MY BOY, LIKE A QUEEN. In Sivan’s sophomore album, he continues to write about love, but this time making his music less ambiguously gay and singing about specific experiences. Songs like “Seventeen” and “Bloom” and this song, Sivan proudly uses masculine pronouns and says “boy.” This was rarely seen in pop music in past eras. In the past, musicians who had come out either wrote ambiguously or changed pronouns in hopes of greater market reception. But on Bloom, Sivan bent the pop charts to him rather than editing for mainstream approval. And while some of the songs on Bloom tell explicit tales of gay love just as many straight artists get explicit with tales of straight or bi-curious sex, “Lucky Strike” is a subtle love song that talks about a pretty innocent crush. You could play it in a coffee shop.

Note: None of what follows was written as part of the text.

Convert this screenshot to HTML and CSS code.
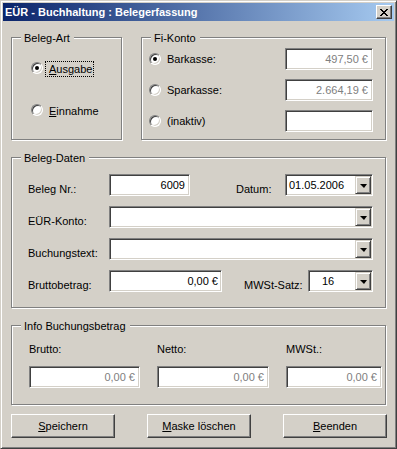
FILE: index.html
```html
<!DOCTYPE html>
<html lang="de">
<head>
<meta charset="utf-8">
<title>EÜR - Buchhaltung : Belegerfassung</title>
<link rel="stylesheet" href="styles.css">
</head>
<body>
<div class="window">
  <div class="titlebar">
    <span class="title">EÜR - Buchhaltung : Belegerfassung</span>
    <span class="close">
      <svg width="8" height="7" viewBox="0 0 8 7" shape-rendering="crispEdges"><path d="M0 0h2v1H0zM6 0h2v1H6zM1 1h2v1H1zM5 1h2v1H5zM2 2h4v1H2zM3 3h2v1H3zM2 4h4v1H2zM1 5h2v1H1zM5 5h2v1H5zM0 6h2v1H0zM6 6h2v1H6z" fill="#000"/></svg>
    </span>
  </div>
  <div class="client">
    <div class="toprow">
      <div class="group g-art">
        <span class="legend">Beleg-Art</span>
        <div class="art-body">
          <div class="radio-row">
            <span class="radio checked"></span>
            <span class="rlabel focus"><u>A</u>usgabe</span>
          </div>
          <div class="radio-row">
            <span class="radio"></span>
            <span class="rlabel"><u>E</u>innahme</span>
          </div>
        </div>
      </div>
      <div class="group g-konto">
        <span class="legend">Fi-Konto</span>
        <div class="konto-body">
          <div class="krow">
            <span class="radio checked"></span>
            <span class="klabel">Barkasse:</span>
            <span class="tb tb-konto disabled">497,50 €</span>
          </div>
          <div class="krow">
            <span class="radio"></span>
            <span class="klabel">Sparkasse:</span>
            <span class="tb tb-konto disabled">2.664,19 €</span>
          </div>
          <div class="krow">
            <span class="radio"></span>
            <span class="klabel">(inaktiv)</span>
            <span class="tb tb-konto"></span>
          </div>
        </div>
      </div>
    </div>

    <div class="group g-daten">
      <span class="legend">Beleg-Daten</span>
      <div class="daten-body">
        <div class="drow">
          <span class="dlabel">Beleg Nr.:</span>
          <span class="tb tb-nr">6009</span>
          <div class="pair">
            <span class="plabel lbl-datum">Datum:</span>
            <span class="combo combo-datum"><span class="ctext">01.05.2006</span><span class="dd"><span class="arrow"></span></span></span>
          </div>
        </div>
        <div class="drow">
          <span class="dlabel">EÜR-Konto:</span>
          <span class="combo combo-wide"><span class="ctext"></span><span class="dd"><span class="arrow"></span></span></span>
        </div>
        <div class="drow">
          <span class="dlabel">Buchungstext:</span>
          <span class="combo combo-wide"><span class="ctext"></span><span class="dd"><span class="arrow"></span></span></span>
        </div>
        <div class="drow">
          <span class="dlabel">Bruttobetrag:</span>
          <span class="tb tb-brutto">0,00 €</span>
          <div class="pair">
            <span class="plabel lbl-mwst">MWSt-Satz:</span>
            <span class="combo combo-mwst"><span class="ctext">16</span><span class="dd"><span class="arrow"></span></span></span>
          </div>
        </div>
      </div>
    </div>

    <div class="group g-info">
      <span class="legend">Info Buchungsbetrag</span>
      <div class="info-body">
        <span class="ilabel">Brutto:</span>
        <span class="ilabel">Netto:</span>
        <span class="ilabel">MWSt.:</span>
        <span class="tb disabled">0,00 €</span>
        <span class="tb disabled">0,00 €</span>
        <span class="tb disabled">0,00 €</span>
      </div>
    </div>

    <div class="buttons">
      <span class="btn"><span><u>S</u>peichern</span></span>
      <span class="btn"><span><u>M</u>aske löschen</span></span>
      <span class="btn"><span><u>B</u>eenden</span></span>
    </div>
  </div>
</div>
</body>
</html>
```

FILE: styles.css
```css
* { box-sizing: border-box; }

body {
  margin: 0;
  background: #d4d0c8;
  font: 11px/13px "Liberation Sans", Arial, sans-serif;
  color: #000;
}

u { text-decoration: underline; text-underline-offset: 1px; }

.window {
  width: 397px;
  height: 449px;
  border: 1px solid;
  border-color: #d4d0c8 #404040 #404040 #d4d0c8;
  box-shadow: inset 1px 1px #fff, inset -1px -1px #808080;
  padding: 2px;
  display: flex;
  flex-direction: column;
  background: #d4d0c8;
}

.titlebar {
  height: 18px;
  flex: none;
  display: flex;
  align-items: center;
  justify-content: space-between;
  padding: 0 2px 0 2px;
  background: linear-gradient(to right, #0a246a, #a6caf0);
  color: #fff;
}

.title {
  font-weight: bold;
  line-height: 18px;
  white-space: nowrap;
}

.close {
  width: 16px;
  height: 14px;
  border: 1px solid;
  border-color: #fff #404040 #404040 #fff;
  box-shadow: inset -1px -1px #808080;
  background: #d4d0c8;
  display: flex;
  align-items: center;
  justify-content: center;
  padding: 0;
}
.close svg { display: block; }

.client {
  flex: 1;
  padding: 16px 8px 0 8px;
  display: flex;
  flex-direction: column;
}

.toprow {
  display: flex;
  gap: 19px;
  height: 103px;
  flex: none;
}

.group {
  position: relative;
  border: 1px solid #808080;
  box-shadow: inset 1px 1px #fff, 1px 1px #fff;
  flex: none;
}

.legend {
  position: absolute;
  top: -6px;
  left: 9px;
  padding: 0 4px 0 3px;
  background: #d4d0c8;
  line-height: 13px;
  white-space: nowrap;
}

.g-art { width: 111px; }
.g-konto { width: 245px; }
.g-daten { margin-top: 17px; height: 151px; }
.g-info { margin-top: 17px; height: 80px; }

/* radios */
.radio {
  width: 12px;
  height: 12px;
  flex: none;
  border-radius: 50%;
  border: 1px solid;
  border-color: #808080 #fff #fff #808080;
  box-shadow: inset 1px 1px #404040, inset -1px -1px #d4d0c8;
  background: #fff;
  position: relative;
}
.radio.checked::after {
  content: "";
  position: absolute;
  left: 3px;
  top: 3px;
  width: 4px;
  height: 4px;
  border-radius: 50%;
  background: #000;
}

.art-body {
  padding: 23px 0 0 19px;
  display: flex;
  flex-direction: column;
  gap: 26px;
}
.radio-row {
  display: flex;
  align-items: flex-start;
  height: 16px;
}
.radio-row .radio { margin-top: 1px; margin-right: 2px; }
.rlabel {
  border: 1px solid transparent;
  padding: 0 1px 0 3px;
  line-height: 14px;
}
.rlabel.focus { border: 1px dotted #000; }

.konto-body {
  padding: 10px 12px 0 7px;
  display: flex;
  flex-direction: column;
  gap: 9px;
}
.krow {
  display: flex;
  align-items: center;
  height: 22px;
}
.krow .radio { margin-right: 6px; }
.klabel { flex: 1; }

/* text boxes */
.tb {
  display: block;
  height: 22px;
  border: 1px solid;
  border-color: #808080 #fff #fff #808080;
  box-shadow: inset 1px 1px #404040, inset -1px -1px #d4d0c8;
  background: #fff;
  padding: 0 4px 0 3px;
  line-height: 20px;
  text-align: right;
  white-space: nowrap;
  flex: none;
}
.tb.disabled { color: #808080; }
.tb-konto { width: 88px; }
.tb-nr { width: 81px; }
.tb-brutto { width: 113px; padding-right: 3px; }

/* combos */
.combo {
  display: flex;
  height: 22px;
  border: 1px solid;
  border-color: #808080 #fff #fff #808080;
  box-shadow: inset 1px 1px #404040, inset -1px -1px #d4d0c8;
  background: #fff;
  padding: 1px;
  flex: none;
}
.ctext {
  flex: 1;
  line-height: 18px;
  padding-left: 2px;
  white-space: nowrap;
}
.dd {
  width: 16px;
  height: 18px;
  flex: none;
  border: 1px solid;
  border-color: #d4d0c8 #404040 #404040 #d4d0c8;
  box-shadow: inset 1px 1px #fff, inset -1px -1px #808080;
  background: #d4d0c8;
  display: flex;
  align-items: center;
  justify-content: center;
}
.arrow {
  width: 0;
  height: 0;
  border-left: 4px solid transparent;
  border-right: 3px solid transparent;
  border-top: 4px solid #000;
  margin-top: 1px;
}
.combo-datum { width: 88px; }
.combo-wide { width: 264px; }
.combo-mwst { width: 65px; }
.combo-mwst .ctext { padding-left: 12px; }

.daten-body {
  padding: 16px 12px 0 16px;
  display: flex;
  flex-direction: column;
  gap: 10px;
}
.drow {
  display: flex;
  height: 22px;
}
.dlabel {
  width: 81px;
  flex: none;
  align-self: flex-end;
  white-space: nowrap;
}
.pair {
  margin-left: auto;
  display: flex;
}
.plabel {
  align-self: flex-end;
  flex: none;
  white-space: nowrap;
}
.lbl-datum { width: 49px; }
.lbl-mwst { width: 64px; }

.info-body {
  padding: 17px 0 0 17px;
  display: grid;
  grid-template-columns: 111px 112px 96px;
  column-gap: 17px;
  row-gap: 10px;
}

.buttons {
  margin-top: 9px;
  width: 376px;
  display: flex;
  justify-content: space-between;
  flex: none;
}
.btn {
  width: 104px;
  height: 24px;
  border: 1px solid;
  border-color: #fff #404040 #404040 #fff;
  box-shadow: inset -1px -1px #808080;
  background: #d4d0c8;
  display: flex;
  align-items: center;
  justify-content: center;
  white-space: nowrap;
  padding-top: 1px;
}
```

A HIT OF DOPAMINE. In Kindergarten I had my first girlfriend. Somehow I had this idea that when you are school age you are supposed to find your future life partner. Of course it was just cutesy stuff, and by first grade I started to feel embarrassed by the whole ordeal. Then by second grade I had my first kiss with the neighbor girl. But with all of these early experiences, I was actually not  on the way to a promiscuous adolescence. Other than a “telephone” middle school relationship—when you call your girlfriend after school for a few minutes at night before mom kicks you off the phone, my dating life was obsolete. I had crushes but was always too scared to take the jump. By 2014, 27 years old, I started looking over my close encounters with dating and tried to put together the pieces why I was still alone. I started looking honestly this time.